Correspondingly, the transverse, axial, lateral, longitudinal, radial, etc., orientations shall mean orientations relative to the orientation of the wellbore or tool. Additionally, the illustrate embodiments are illustrated such that the orientation is such that the right-hand side is downhole compared to the left-hand side.

[0105] The term "coupled" is defined as connected, whether directly or indirectly through intervening components, and is not necessarily limited to physical connections. The connection can be such that the objects are permanently connected or releasably connected. The term "outside" refers to a region that is beyond the outermost confines of a physical object. The term "inside" indicates that at least a portion of a region is partially contained within a boundary formed by the object. The term "substantially" is defined to be essentially conforming to the particular dimension, shape or another word that substantially modifies, such that the component need not be exact. For example, substantially cylindrical means that the object resembles a cylinder, but can have one or more deviations from a true cylinder.

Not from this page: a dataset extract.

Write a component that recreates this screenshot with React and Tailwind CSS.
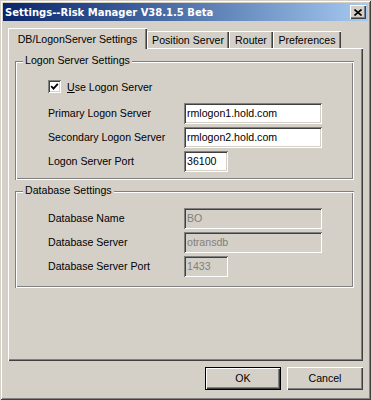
import { useState } from "react";

const raised =
  "shadow-[inset_1px_1px_#ffffff,inset_-1px_-1px_#404040,inset_-2px_-2px_#808080]";
const sunken =
  "shadow-[inset_1px_1px_#808080,inset_-1px_-1px_#ffffff,inset_2px_2px_#404040,inset_-2px_-2px_#d4d0c8]";
const etched =
  "shadow-[inset_1px_1px_#808080,inset_-1px_-1px_#ffffff,inset_2px_2px_#ffffff,inset_-2px_-2px_#808080]";

function GroupBox({ title, className, children }) {
  return (
    <div className={`relative ml-[7px] w-[339px] ${etched} ${className}`}>
      <span className="absolute left-[8px] top-[-7px] bg-[#d4d0c8] px-[2px]">
        {title}
      </span>
      {children}
    </div>
  );
}

function Field({ label, value, width, disabled }) {
  return (
    <div className="flex items-center">
      <span className="w-[136px]">{label}</span>
      <div
        className={`h-[21px] ${width} ${sunken} ${
          disabled ? "bg-[#d4d0c8] text-[#808080]" : "bg-white text-black"
        } flex items-center px-[3px]`}
      >
        {value}
      </div>
    </div>
  );
}

export default function App() {
  const [tab, setTab] = useState(0);
  const [useLogon, setUseLogon] = useState(true);

  const tabs = [
    { name: "DB/LogonServer Settings", w: "w-[139px]" },
    { name: "Position Server", w: "w-[82px]" },
    { name: "Router", w: "w-[44px]" },
    { name: "Preferences", w: "w-[68px]" },
  ];

  return (
    <div className="w-[371px] h-[400px] bg-[#d4d0c8] p-[3px] flex flex-col text-[10.6px] leading-[13px] text-black font-['Liberation_Sans',Arial,sans-serif] shadow-[inset_1px_1px_#d4d0c8,inset_-1px_-1px_#404040,inset_2px_2px_#ffffff,inset_-2px_-2px_#808080]">
      {/* Title bar */}
      <div className="h-[18px] flex items-center justify-between pl-[2px] pr-[2px] bg-linear-to-r from-[#0a246a] to-[#a6caf0]">
        <span className="text-white font-bold text-[10px] font-['DejaVu_Sans',sans-serif]">
          Settings--Risk Manager V38.1.5 Beta
        </span>
        <button
          className={`w-[16px] h-[14px] bg-[#d4d0c8] flex items-center justify-center ${raised}`}
        >
          <svg width="8" height="7" viewBox="0 0 8 7">
            <path d="M0.5 0.5 L7.5 6.5 M7.5 0.5 L0.5 6.5" stroke="#000" strokeWidth="1.6" />
          </svg>
        </button>
      </div>

      {/* Tabs */}
      <div className="mt-[7px] px-[5px]">
        <div className="flex items-end h-[20px]">
          {tabs.map((t, i) =>
            i === tab ? (
              <div
                key={t.name}
                onClick={() => setTab(i)}
                className={`${t.w} h-[21px] mb-[-1px] relative z-10 bg-[#d4d0c8] text-center pt-[5px] shadow-[inset_1px_1px_#ffffff,inset_-1px_0_#404040,inset_-2px_0_#808080]`}
              >
                {t.name}
              </div>
            ) : (
              <div
                key={t.name}
                onClick={() => setTab(i)}
                className={`${t.w} h-[17px] bg-[#d4d0c8] text-center pt-[3px] shadow-[inset_1px_1px_#ffffff,inset_-1px_0_#404040,inset_-2px_0_#808080]`}
              >
                {t.name}
              </div>
            )
          )}
        </div>

        {/* Panel */}
        <div
          className={`h-[313px] bg-[#d4d0c8] pt-[13px] flex flex-col ${raised}`}
        >
          <GroupBox title="Logon Server Settings" className="h-[119px] pt-[19px]">
            <div className="flex flex-col pl-[33px]">
              <label className="flex items-center h-[13px]">
                <span
                  onClick={() => setUseLogon(!useLogon)}
                  className={`w-[13px] h-[13px] bg-white flex items-center justify-center ${sunken}`}
                >
                  {useLogon && (
                    <svg width="9" height="9" viewBox="0 0 9 9">
                      <path d="M1.2 4.2 L3.5 6.6 L7.8 1.8" stroke="#000" strokeWidth="1.8" fill="none" />
                    </svg>
                  )}
                </span>
                <span className="ml-[6px] mt-[1px]">
                  <span className="underline">U</span>se Logon Server
                </span>
              </label>
              <div className="mt-[10px] flex flex-col gap-[3px]">
                <Field label="Primary Logon Server" value="rmlogon1.hold.com" width="w-[138px]" />
                <Field label="Secondary Logon Server" value="rmlogon2.hold.com" width="w-[138px]" />
                <Field label="Logon Server Port" value="36100" width="w-[44px]" />
              </div>
            </div>
          </GroupBox>

          <GroupBox title="Database Settings" className="mt-[11px] h-[97px] pt-[17px]">
            <div className="flex flex-col gap-[3px] pl-[33px]">
              <Field label="Database Name" value="BO" width="w-[138px]" disabled />
              <Field label="Database Server" value="otransdb" width="w-[138px]" disabled />
              <Field label="Database Server Port" value="1433" width="w-[44px]" disabled />
            </div>
          </GroupBox>
        </div>

        {/* Buttons */}
        <div className="mt-[6px] flex justify-end gap-[6px]">
          <button className="w-[76px] h-[23px] border border-black bg-[#d4d0c8] shadow-[inset_1px_1px_#ffffff,inset_-1px_-1px_#404040,inset_-2px_-2px_#808080]">
            OK
          </button>
          <button className={`w-[76px] h-[23px] bg-[#d4d0c8] ${raised}`}>
            Cancel
          </button>
        </div>
      </div>
    </div>
  );
}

[0106] The term "radially" means substantially in a direction along a radius of the object, or having a directional component in a direction along a radius of the object, even if the object is not exactly circular or cylindrical. The term "axially" means substantially along a direction of the axis of the object. If not specified, the term axially is such that it refers to the longer axis of the object. [0107] Although a variety of information was used to explain aspects within the scope of the appended claims, no limitation of the claims should be implied based on particular features or arrangements, as one of ordinary skill would be able to derive a wide variety of implementations. Further and although some subject matter may have been described in language specific to structural features and/or method steps, it is to be understood that the subject matter defined in the appended claims is not necessarily limited to these described features or acts. Such functionality can be distributed differently or performed in components other than those identified herein. The described features and steps are disclosed as possible components of systems and methods within the scope of the appended claims.

[0108] Moreover, claim language reciting “at least one of’ a set indicates that one member of the set or multiple members of the set satisfy the claim. For example, claim language reciting “at least one of A and B” means A, B, or A and B.